Newt Gingrich is closing in on Mitt Romney in New Hampshire, but the former Massachusetts governor still leads the former House Speaker by 16 points, according to the latest Marist poll:
Here is how the contest stands among likely Republican primary voters including those who are undecided yet leaning toward a candidate in New Hampshire:
- 39% for Mitt Romney
- 23% for Newt Gingrich
- 16% for Ron Paul
- 9% for Jon Huntsman
- 3% for Michele Bachmann
- 3% for Rick Perry
- 2% for Herman Cain
- 1% for Rick Santorum
- 4% are undecided
As you can see from the poll, Herman Cain’s decision to suspend his campaign (and his reported decision to endorse Gingrich today) probably won’t have much of an impact on the New Hampshire race, since Cain is only at 2 percent. But some undecided voters may be influenced by the Union-Leader, which recently endorsed Gingrich and has been taking regular shots at Romney from its editorial page.
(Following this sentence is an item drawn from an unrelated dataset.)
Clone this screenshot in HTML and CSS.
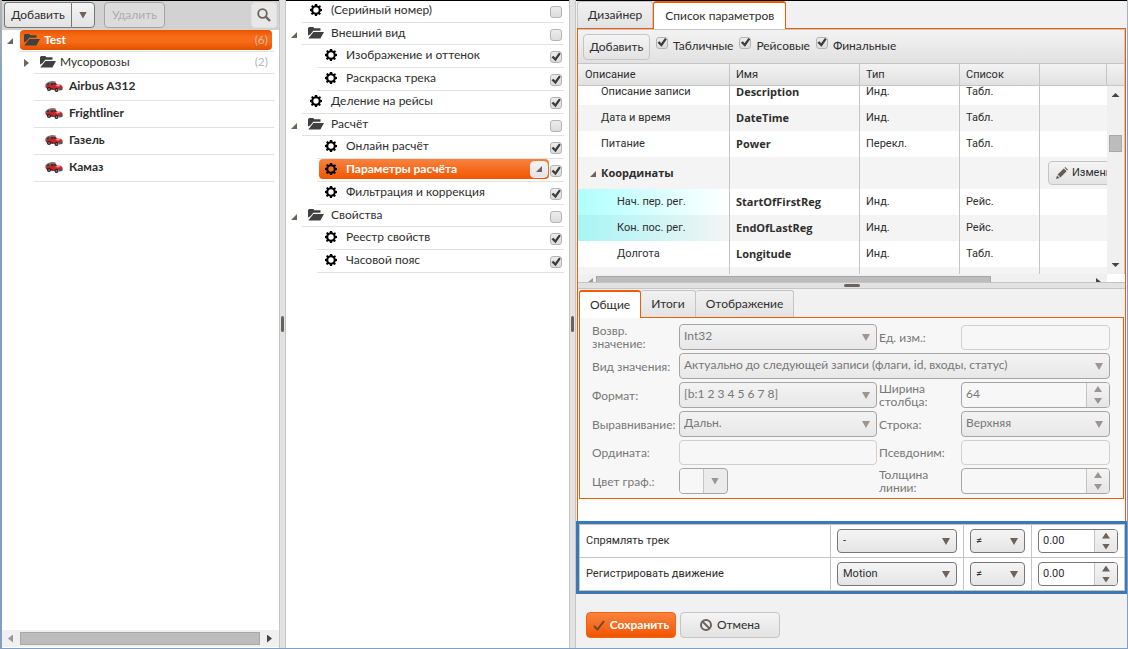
FILE: index.html
```html
<!DOCTYPE html>
<html lang="ru">
<head>
<meta charset="utf-8">
<title>Список параметров</title>
<link rel="stylesheet" href="styles.css">
</head>
<body>
<svg class="sprite" aria-hidden="true">
  <symbol id="folder" viewBox="0 0 16 12"><path fill="#404040" d="M0 1.2 1 0h4.2l1.2 1.3h6.1v2.4H5.2L2.5 7.2 0 8.6zM.3 11.5 5.4 4.9H16l-3.6 6.6z"/></symbol>
  <symbol id="gear" viewBox="0 0 12 12"><path fill="#000" fill-rule="evenodd" d="M4.9 0h2.2l.4 1.6 1 .4L10 1.2 11 2.4l-.9 1.4.4 1 1.5.3v2l-1.6.4-.4 1 .9 1.3-1.3 1.3-1.4-.9-.9.4L7 12H5l-.4-1.5-1-.4-1.400.9L.9 9.700l.9-1.300-.4-1L0 7V5l1.500-.4.4-1L1.100 2.300 2.400 1l1.300.9.9-.4zM6 3.300a2.700 2.700 0 1 0 0 5.400 2.700 2.700 0 0 0 0-5.400z"/></symbol>
  <symbol id="open" viewBox="0 0 6 6"><path fill="#6e6259" d="M6 0v6H0z"/></symbol>
  <symbol id="closed" viewBox="0 0 5 8"><path fill="#6e6259" d="M0 0l5 4-5 4z"/></symbol>
  <symbol id="car" viewBox="0 0 18 11"><path fill="#777" d="M0 3.500 3 1l4-1 4 .5L9 2 2 4.500z"/><path fill="#c9242c" d="M0 4.500 4 4l1.500-2L10.500 1.200 12 3.500l4 .3 1.500 1.700v2L10 9 1 7z"/><path fill="#333" d="M1 4.500 2.500 2.500 4.500 2 4 4.300zM5.500 4 6.300 2.300l1.900-.3v2.200zM8.900 2h1.400l1 1.800-2.400.3z"/><path fill="#f4a5a5" d="M10 4.700l3-.6 3 .6-3 .9z"/><path fill="#7e1018" d="M1.500 6.500 8 7.200l1 1.800-7-1z"/><circle cx="4" cy="8" r="2" fill="#222"/><circle cx="11.500" cy="9" r="2" fill="#222"/><circle cx="11.500" cy="9" r=".8" fill="#aaa"/><circle cx="4" cy="8" r=".8" fill="#aaa"/><path fill="#555" d="M13.500 7.200l4-.7V9l-3.500.5z"/></symbol>
</svg>
<div class="app">
  <aside class="objects">
    <div class="objects-bar">
      <div class="split"><button class="btn dark">Добавить</button><button class="btn dark drop" aria-label="Меню"><i class="down"></i></button></div>
      <button class="btn del" disabled>Удалить</button>
      <button class="btn find" aria-label="Поиск"><svg width="14" height="14" viewBox="0 0 14 14"><circle cx="5.500" cy="5.500" r="4.300" fill="none" stroke="#6a625d" stroke-width="1.800"/><path d="M8.500 8.500 13 13" stroke="#6a625d" stroke-width="2.400"/></svg></button>
    </div>
    <ul class="tree fleet">
      <li>
        <div class="row"><span class="tog"><svg width="6" height="6"><use href="#open"/></svg></span><div class="line"><div class="node deep"><svg width="16" height="12"><use href="#folder"/></svg><b>Test</b><span class="count">(6)</span></div></div></div>
        <ul>
          <li><div class="row"><span class="tog"><svg width="5" height="8"><use href="#closed"/></svg></span><div class="line"><div class="node"><svg width="16" height="12"><use href="#folder"/></svg><span>Мусоровозы</span><span class="count">(2)</span></div></div></div></li>
          <li><div class="row tall"><span class="tog"></span><div class="line"><div class="node"><svg width="18" height="11"><use href="#car"/></svg><b>Airbus A312</b></div></div></div></li>
          <li><div class="row tall"><span class="tog"></span><div class="line"><div class="node"><svg width="18" height="11"><use href="#car"/></svg><b>Frightliner</b></div></div></div></li>
          <li><div class="row tall"><span class="tog"></span><div class="line"><div class="node"><svg width="18" height="11"><use href="#car"/></svg><b>Газель</b></div></div></div></li>
          <li><div class="row tall"><span class="tog"></span><div class="line"><div class="node"><svg width="18" height="11"><use href="#car"/></svg><b>Камаз</b></div></div></div></li>
        </ul>
      </li>
    </ul>
    <div class="hbar"><i class="left"></i><div class="thumb"></div><i class="right"></i></div>
  </aside>
  <div class="vsplit"><i></i></div>
  <nav class="modules">
    <ul class="tree">
      <li><div class="row leaf"><span class="tog"></span><div class="line"><label class="node" for="m1"><svg width="16" height="12"><use href="#gear"/></svg><span>(Серийный номер)</span></label><input type="checkbox" id="m1"></div></div></li>
      <li>
        <div class="row"><span class="tog"><svg width="6" height="6"><use href="#open"/></svg></span><div class="line"><label class="node" for="m2"><svg width="16" height="12"><use href="#folder"/></svg><span>Внешний вид</span></label><input type="checkbox" id="m2"></div></div>
        <ul>
          <li><div class="row leaf"><span class="tog"></span><div class="line"><label class="node" for="m3"><svg width="16" height="12"><use href="#gear"/></svg><span>Изображение и оттенок</span></label><input type="checkbox" id="m3" checked></div></div></li>
          <li><div class="row leaf"><span class="tog"></span><div class="line"><label class="node" for="m4"><svg width="16" height="12"><use href="#gear"/></svg><span>Раскраска трека</span></label><input type="checkbox" id="m4" checked></div></div></li>
        </ul>
      </li>
      <li><div class="row leaf"><span class="tog"></span><div class="line"><label class="node" for="m5"><svg width="16" height="12"><use href="#gear"/></svg><span>Деление на рейсы</span></label><input type="checkbox" id="m5" checked></div></div></li>
      <li>
        <div class="row"><span class="tog"><svg width="6" height="6"><use href="#open"/></svg></span><div class="line"><label class="node" for="m6"><svg width="16" height="12"><use href="#folder"/></svg><span>Расчёт</span></label><input type="checkbox" id="m6"></div></div>
        <ul>
          <li><div class="row leaf"><span class="tog"></span><div class="line"><label class="node" for="m7"><svg width="16" height="12"><use href="#gear"/></svg><span>Онлайн расчёт</span></label><input type="checkbox" id="m7" checked></div></div></li>
          <li><div class="row leaf"><span class="tog"></span><div class="line"><div class="node current"><svg width="16" height="12"><use href="#gear"/></svg><label for="m8"><b>Параметры расчёта</b></label><button class="btn more" aria-label="Ещё"><svg width="6" height="6"><use href="#open"/></svg></button></div><input type="checkbox" id="m8" checked></div></div></li>
          <li><div class="row leaf"><span class="tog"></span><div class="line"><label class="node" for="m9"><svg width="16" height="12"><use href="#gear"/></svg><span>Фильтрация и коррекция</span></label><input type="checkbox" id="m9" checked></div></div></li>
        </ul>
      </li>
      <li>
        <div class="row"><span class="tog"><svg width="6" height="6"><use href="#open"/></svg></span><div class="line"><label class="node" for="m10"><svg width="16" height="12"><use href="#folder"/></svg><span>Свойства</span></label><input type="checkbox" id="m10"></div></div>
        <ul>
          <li><div class="row leaf"><span class="tog"></span><div class="line"><label class="node" for="m11"><svg width="16" height="12"><use href="#gear"/></svg><span>Реестр свойств</span></label><input type="checkbox" id="m11" checked></div></div></li>
          <li><div class="row leaf"><span class="tog"></span><div class="line"><label class="node" for="m12"><svg width="16" height="12"><use href="#gear"/></svg><span>Часовой пояс</span></label><input type="checkbox" id="m12" checked></div></div></li>
        </ul>
      </li>
    </ul>
  </nav>
  <div class="vsplit"><i></i></div>
  <main class="editor">
    <div class="tabs main-tabs"><button class="tab">Дизайнер</button><button class="tab active">Список параметров</button></div>
    <section class="panel">
      <div class="toolbar">
        <button class="btn">Добавить</button>
        <label><input type="checkbox" checked>Табличные</label>
        <label><input type="checkbox" checked>Рейсовые</label>
        <label><input type="checkbox" checked>Финальные</label>
      </div>
      <table class="grid head">
        <colgroup><col class="c1"><col class="c2"><col class="c3"><col class="c4"><col><col class="c6"></colgroup>
        <thead><tr><th>Описание</th><th>Имя</th><th>Тип</th><th>Список</th><th></th><th></th></tr></thead>
      </table>
      <div class="view">
        <div class="clip">
          <table class="grid body">
            <colgroup><col class="c1"><col class="c2"><col class="c3"><col class="c4"><col></colgroup>
            <tbody>
              <tr><td class="in1">Описание записи</td><td><b>Description</b></td><td>Инд.</td><td>Табл.</td><td></td></tr>
              <tr><td class="in1">Дата и время</td><td><b>DateTime</b></td><td>Инд.</td><td>Табл.</td><td></td></tr>
              <tr><td class="in1">Питание</td><td><b>Power</b></td><td>Перекл.</td><td>Табл.</td><td></td></tr>
              <tr class="group"><td><svg width="6" height="6"><use href="#open"/></svg><b>Координаты</b></td><td></td><td></td><td></td><td class="act"><button class="btn"><svg width="12" height="12" viewBox="0 0 12 12"><path fill="#655b55" d="M0 12l1-3.600L3.600 11zM1.600 7.600 7.800 1.400l2.800 2.800-6.200 6.200zM8.500.8 9.300 0 12 2.700l-.8.800z"/></svg>Изменить</button></td></tr>
              <tr class="mark"><td class="in2">Нач. пер. рег.</td><td><b>StartOfFirstReg</b></td><td>Инд.</td><td>Рейс.</td><td></td></tr>
              <tr class="mark"><td class="in2">Кон. пос. рег.</td><td><b>EndOfLastReg</b></td><td>Инд.</td><td>Рейс.</td><td></td></tr>
              <tr><td class="in2">Долгота</td><td><b>Longitude</b></td><td>Инд.</td><td>Табл.</td><td></td></tr>
              <tr><td></td><td></td><td></td><td></td><td></td></tr>
            </tbody>
          </table>
        </div>
        <div class="vbar"><i class="up"></i><div class="thumb"></div><i class="down"></i></div>
      </div>
      <div class="hclip"><i class="left"></i><div class="thumb"></div><i class="right"></i></div>
      <div class="hsplit"><i></i></div>
      <div class="tabs sub-tabs"><button class="tab active">Общие</button><button class="tab">Итоги</button><button class="tab">Отображение</button></div>
      <form class="props">
        <label for="f1">Возвр.<br>значение:</label>
        <div class="sel"><select id="f1" disabled><option>Int32</option></select></div>
        <label class="second" for="f2">Ед. изм.:</label>
        <input id="f2" type="text" disabled>
        <label for="f3">Вид значения:</label>
        <div class="sel wide"><select id="f3" disabled><option>Актуально до следующей записи (флаги, id, входы, статус)</option></select></div>
        <label for="f4">Формат:</label>
        <div class="sel"><select id="f4" disabled><option>[b:1 2 3 4 5 6 7 8]</option></select></div>
        <label class="second" for="f5">Ширина<br>столбца:</label>
        <div class="num off"><input id="f5" type="text" value="64" disabled><div class="spin"><button type="button" disabled aria-label="Больше"><i class="up"></i></button><button type="button" disabled aria-label="Меньше"><i class="down"></i></button></div></div>
        <label for="f6">Выравнивание:</label>
        <div class="sel"><select id="f6" disabled><option>Дальн.</option></select></div>
        <label class="second" for="f7">Строка:</label>
        <div class="sel"><select id="f7" disabled><option>Верхняя</option></select></div>
        <label for="f8">Ордината:</label>
        <input id="f8" type="text" disabled>
        <label class="second" for="f9">Псевдоним:</label>
        <input id="f9" type="text" disabled>
        <label for="f10">Цвет граф.:</label>
        <button class="color" id="f10" type="button" disabled><span class="swatch"></span><i class="down"></i></button>
        <label class="second" for="f11">Толщина<br>линии:</label>
        <div class="num off"><input id="f11" type="text" disabled><div class="spin"><button type="button" disabled aria-label="Больше"><i class="up"></i></button><button type="button" disabled aria-label="Меньше"><i class="down"></i></button></div></div>
      </form>
    </section>
    <div class="rules">
      <table>
        <colgroup><col><col class="r2"><col class="r3"><col class="r4"></colgroup>
        <tbody>
          <tr><td>Спрямлять трек</td><td><div class="sel"><select aria-label="Спрямлять трек"><option>-</option></select></div></td><td><div class="sel"><select aria-label="Сравнение"><option>≠</option></select></div></td><td><div class="num"><input type="text" value="0.00" aria-label="Значение"><div class="spin"><button aria-label="Больше"><i class="up"></i></button><button aria-label="Меньше"><i class="down"></i></button></div></div></td></tr>
          <tr><td>Регистрировать движение</td><td><div class="sel"><select aria-label="Регистрировать движение"><option>Motion</option></select></div></td><td><div class="sel"><select aria-label="Сравнение"><option>≠</option></select></div></td><td><div class="num"><input type="text" value="0.00" aria-label="Значение"><div class="spin"><button aria-label="Больше"><i class="up"></i></button><button aria-label="Меньше"><i class="down"></i></button></div></div></td></tr>
        </tbody>
      </table>
    </div>
    <footer class="actions">
      <button class="btn save"><svg width="12" height="11" viewBox="0 0 12 11"><path d="M1 6l3.500 3.500L11 1" fill="none" stroke="#6b4a33" stroke-width="2"/></svg><b>Сохранить</b></button>
      <button class="btn cancel"><svg width="12" height="12" viewBox="0 0 12 12"><circle cx="6" cy="6" r="5" fill="none" stroke="#6a625d" stroke-width="2"/><path d="M2.500 2.500l7 7" stroke="#6a625d" stroke-width="2"/></svg>Отмена</button>
    </footer>
  </main>
</div>
</body>
</html>
```
FILE: styles.css
```css
* { box-sizing: border-box; }
body { margin: 0; font: 12px/20px Lato, "Open Sans", sans-serif; color: #2e2e2e; }
button, input, select { font: inherit; color: inherit; margin: 0; }
ul { list-style: none; margin: 0; padding: 0; }
b { font-weight: 700; }
svg { flex: none; }
.sprite { display: none; }

.app {
  display: grid; grid-template-columns: 277px 7px 283px 7px minmax(0, 1fr);
  height: 100vh; overflow: hidden; padding: 0 1px 1px 2px;
  background: linear-gradient(#b4b4b4, #7f9fc6 90px);
}
.objects, .modules, .editor { background: #fff; border-top: 1px solid #000; min-height: 0; overflow: hidden; }
.objects { display: flex; flex-direction: column; }

.btn {
  display: inline-flex; align-items: center; justify-content: center;
  border: 1px solid #c5c5c5; border-radius: 4px; padding: 0 7px;
  background: linear-gradient(#f4f4f4, #e3e3e3); white-space: nowrap;
}
.btn.dark { border-color: #777; }

i.down, i.up, i.left, i.right { display: block; flex: none; background: #6e6259; }
i.down, i.up { width: 8px; height: 7px; }
i.down { clip-path: polygon(0 0, 100% 0, 50% 100%); }
i.up { clip-path: polygon(50% 0, 100% 100%, 0 100%); }
i.left, i.right { width: 5px; height: 8px; background: #444; }
i.left { clip-path: polygon(100% 0, 100% 100%, 0 50%); background: #999; }
i.right { clip-path: polygon(0 0, 100% 50%, 0 100%); }

.objects-bar { display: flex; gap: 9px; height: 29px; padding: 1px 2px 2px; background: #d2d2d2; }
.split { display: flex; }
.split .btn:first-child { width: 67px; border-radius: 4px 0 0 4px; border-right: 0; }
.split .drop { border-radius: 0 4px 4px 0; width: 24px; padding: 0; }
.del { width: 61px; border-color: #a5a5a5; background: #dcdcdc; color: #acacac; }
.find { margin-left: auto; width: 26px; padding: 0; border-color: #e0e0e0; background: #e8e8e8; }

.tree { padding-right: 5px; }
.tree ul { padding-left: 15px; }
.row { display: flex; height: 22px; }
.leaf { height: 23px; }
.tall { height: 27px; }
.tog { flex: 0 0 16px; display: flex; align-items: center; justify-content: center; }
.line { flex: 1; display: flex; align-items: flex-start; border-bottom: 1px solid #e2e2e2; }
.node { flex: 1; display: flex; align-items: center; height: 20px; margin-left: 2px; padding-left: 4px; gap: 7px; border-radius: 4px; white-space: nowrap; }
.fleet ul { padding-left: 16px; }
.fleet .node { gap: 4px; margin-right: 2px; padding-right: 4px; }
.fleet .tall .node { padding-left: 9px; gap: 6px; height: 24px; }
.count { margin-left: auto; color: #b8b8b8; }
.deep { background: linear-gradient(#e95400, #f76a16 30%, #f76a16 60%, #e25000); color: #fff; }
.deep .count { color: #dcb8a4; }
.node.current { background: linear-gradient(#f9833f, #f25500); color: #fff; padding-right: 1px; }
.more { width: 18px; height: 17px; padding: 0; margin-left: auto; border-color: #eee; }
.modules { border-top: 0; box-shadow: inset 0 1px #000; }
.modules .tog { padding-top: 2px; }
.modules .line > input { margin: 6px 2px 0 1px; }

input[type="checkbox"] {
  appearance: none; flex: none; width: 12px; height: 12px; margin: 0;
  border: 1px solid #b4b4b4; border-radius: 3px; background: linear-gradient(#ececec, #dcdcdc);
}
input[type="checkbox"]:checked::before {
  content: ""; display: block; width: 10px; height: 10px; background: #3c3c3c;
  clip-path: polygon(5% 52%, 24% 38%, 42% 58%, 80% 5%, 98% 18%, 46% 92%);
}

.vsplit { display: flex; align-items: center; justify-content: center; background: #e2e2e2; border: solid #c5c5c5; border-width: 0 1px; }
.vsplit i { width: 3px; height: 16px; border-radius: 2px; background: #6a625d; }

.hbar { margin-top: auto; display: flex; align-items: center; gap: 7px; height: 17px; margin-bottom: 1px; padding: 0 7px 0 6px; background: #f0f0f0; }
.thumb { background: #bcbcbc; border: 1px solid #a8a8a8; }
.hbar .thumb { flex: 1; height: 13px; }

.editor { display: flex; flex-direction: column; background: #f1f1f1; }
.tabs { display: flex; }
.tab {
  height: 27px; padding: 0 10px; border: 1px solid #c5c5c5; border-bottom: 0; border-left-width: 0;
  border-radius: 3px 3px 0 0; background: linear-gradient(#f1f1f1, #e3e3e3); font-size: 12px;
}
.tab:first-child { border-left-width: 1px; }
.tab.active { height: 28px; margin-bottom: -1px; border: 1px solid #f25c05; border-top-width: 2px; border-bottom: 0; background: #fff; z-index: 1; }
.main-tabs { padding: 0 1px; align-items: flex-end; }
.main-tabs .active { padding: 0 11px; }
.panel { flex: 1; min-height: 0; display: flex; flex-direction: column; margin: 0 1px; padding-bottom: 22px; border: 1px solid #f25c05; border-bottom: 0; background: #fff; }

.toolbar { display: flex; align-items: center; gap: 6px; flex: none; height: 35px; padding: 0 5px; border: 1px solid #c5c5c5; border-left: 0; background: linear-gradient(#f3f3f3, #e1e1e1); }
.toolbar .btn { width: 67px; height: 26px; }
.toolbar label { display: flex; align-items: flex-start; gap: 5px; height: 22px; }
.toolbar input { margin-top: 1px; }

.grid, .rules table { width: 100%; table-layout: fixed; font: 11px/16px Roboto, "Open Sans", sans-serif; }
.grid { border-collapse: separate; border-spacing: 0; }
.c1 { width: 152px; } .c2 { width: 130px; } .c3 { width: 100px; } .c4 { width: 80px; } .c6 { width: 18px; }
.grid th, .grid td { padding: 0 6px; border-right: 1px solid #c5c5c5; text-align: left; font-weight: 400; white-space: nowrap; overflow: hidden; }
.grid th { height: 22px; border-bottom: 1px solid #c5c5c5; background: linear-gradient(#f3f3f3, #e1e1e1); }
.grid th:first-child { padding-left: 7px; }
.grid td { height: 26px; }
.grid b { font-family: "Open Sans", sans-serif; }
.body td:last-child { border-right: 0; }
.body tr:nth-child(even) td { background: #f4f4f4; }
.body .in1 { padding-left: 23px; }
.body .in2 { padding-left: 39px; }
.body .group td { height: 32px; }
.body .group td:first-child { padding-left: 12px; }
.group td > svg { margin-right: 5px; }
.body .act { padding: 0 0 0 8px; }
.act .btn { height: 24px; gap: 4px; vertical-align: middle; }
.body .mark td:first-child { background: linear-gradient(90deg, #b0ffff, #fff); }
.body .mark:nth-child(even) td:first-child { background: linear-gradient(90deg, #a8f5f5, #f4f4f4); }
.view { flex: 1; min-height: 0; display: flex; border-right: 1px solid #c5c5c5; }
.clip { flex: 1; min-width: 0; overflow: hidden; }
.body { margin-top: -7px; }
.vbar { flex: 0 0 17px; display: flex; flex-direction: column; align-items: center; padding: 7px 0; background: #f0f0f0; }
.vbar i { height: 4px; background: #444; }
.vbar .thumb { width: 13px; height: 17px; margin: 38px 0 auto; }
.hclip { flex: none; display: flex; align-items: flex-start; height: 8px; padding: 2px 6px 0 10px; margin-right: 18px; gap: 3px; background: #f0f0f0; overflow: hidden; }
.hclip .thumb { flex: 0 1 395px; height: 10px; }
.hclip .right { margin-left: auto; }
.hclip i { margin-top: 2px; }
.hsplit { flex: none; display: flex; align-items: center; justify-content: center; height: 7px; background: #e2e2e2; border: solid #c5c5c5; border-width: 1px 0; }
.hsplit i { width: 16px; height: 3px; border-radius: 2px; background: #6a625d; }

.sub-tabs { flex: none; align-items: flex-end; height: 28px; padding: 0 1px; background: #f1f1f1; }
.props {
  flex: none; display: grid; grid-template-columns: 87px minmax(0, 1fr) 84px 149px; row-gap: 3px;
  margin: 0 1px; padding: 6px 13px 4px 12px; border: 1px solid #f25c05; background: #f7f7f7; color: #777;
  align-items: center;
}
.props label { line-height: 13px; white-space: nowrap; }
.props .second { padding-left: 2px; }
.wide { grid-column: span 3; }
.sel { position: relative; }
.sel::after { content: ""; position: absolute; right: 7px; top: 50%; width: 8px; height: 7px; margin-top: -3px; background: #6e6259; clip-path: polygon(0 0, 100% 0, 50% 100%); pointer-events: none; }
select {
  display: block; appearance: none; width: 100%; height: 24px; padding: 0 20px 0 5px;
  border: 1px solid #777; border-radius: 4px; background: linear-gradient(#f5f5f5, #e4e4e4); line-height: 18px;
}
.props select { height: 26px; padding: 0 20px 2px 4px; border-color: #a5a5a5; background: linear-gradient(#f3f3f3, #e8e8e8); color: #777; opacity: 1; }
.props .sel::after, .off i { background: #9c9590; }
.props > input { width: 100%; height: 25px; border: 1px solid #d0d0d0; border-radius: 4px; background: #f7f7f7; }
.num { display: flex; height: 24px; border: 1px solid #777; border-radius: 4px; overflow: hidden; background: #fff; }
.num input { flex: 1; min-width: 0; width: 0; border: 0; padding: 0 4px; background: transparent; }
.num.off { height: 26px; border-color: #a5a5a5; background: #f7f7f7; color: #777; }
.off input { padding-bottom: 2px; }
.spin { flex: 0 0 23px; display: flex; flex-direction: column; border-left: 1px solid #c5c5c5; background: linear-gradient(#f4f4f4, #e6e6e6); }
.spin button { flex: 1; display: flex; align-items: center; justify-content: center; padding: 0; border: 0; background: none; }
.num i { height: 6px; }
.color { display: flex; align-items: center; width: 49px; height: 26px; padding: 0; border: 1px solid #a5a5a5; border-radius: 4px; background: #ebebeb; }
.color .swatch { align-self: stretch; width: 24px; margin-right: 7px; border-right: 1px solid #c5c5c5; border-radius: 3px 0 0 3px; background: #f7f7f7; }
.props .color i { background: #9c9590; }

.rules { flex: none; border: 3px solid #3a78b8; margin-right: -1px; background: #fff; }
.rules table { border-collapse: collapse; }
.r2 { width: 133px; } .r3 { width: 68px; } .r4 { width: 93px; }
.rules td { height: 33px; padding: 0 6px; border: 1px solid #c5c5c5; }
.actions { flex: none; display: flex; gap: 4px; height: 54px; padding: 18px 10px 0; }
.actions .btn { height: 26px; gap: 5px; }
.save { width: 90px; border-color: #f0640f; background: linear-gradient(#f9833f, #f25500); color: #fff; }
.cancel { width: 100px; }
```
But with just one month until the Iowa caucus, one obstacle Gingrich will have to tackle is his lack of organization. While Romney has been carefully crafting his cross-country operation for over a year, Gingrich is only now rushing to put one into place. the New York Times reports:
Where volunteers for Mr. Romney have gathered voters’ signatures to be on the ballots of Alabama, Illinois, Indiana, Vermont and Virginia, Mr. Gingrich’s campaign is only beginning to activate volunteers in those states.
And adding to the specter of a drawn-out battle is a change in the delegate selection process, which could make the contest a Republican version of the protracted 2008 Democratic primary fight between Barack Obama and Hillary Rodham Clinton, which was not resolved until all states had voted.
A drawn-out primary race would almost certainly favor Romney, who has the strength and organization on his side. Gingrich’s long political background and history of chattiness could also work against his favor in a long primary season, because it will give his opponents and the media a huge amount of fodder to attack him with during the race.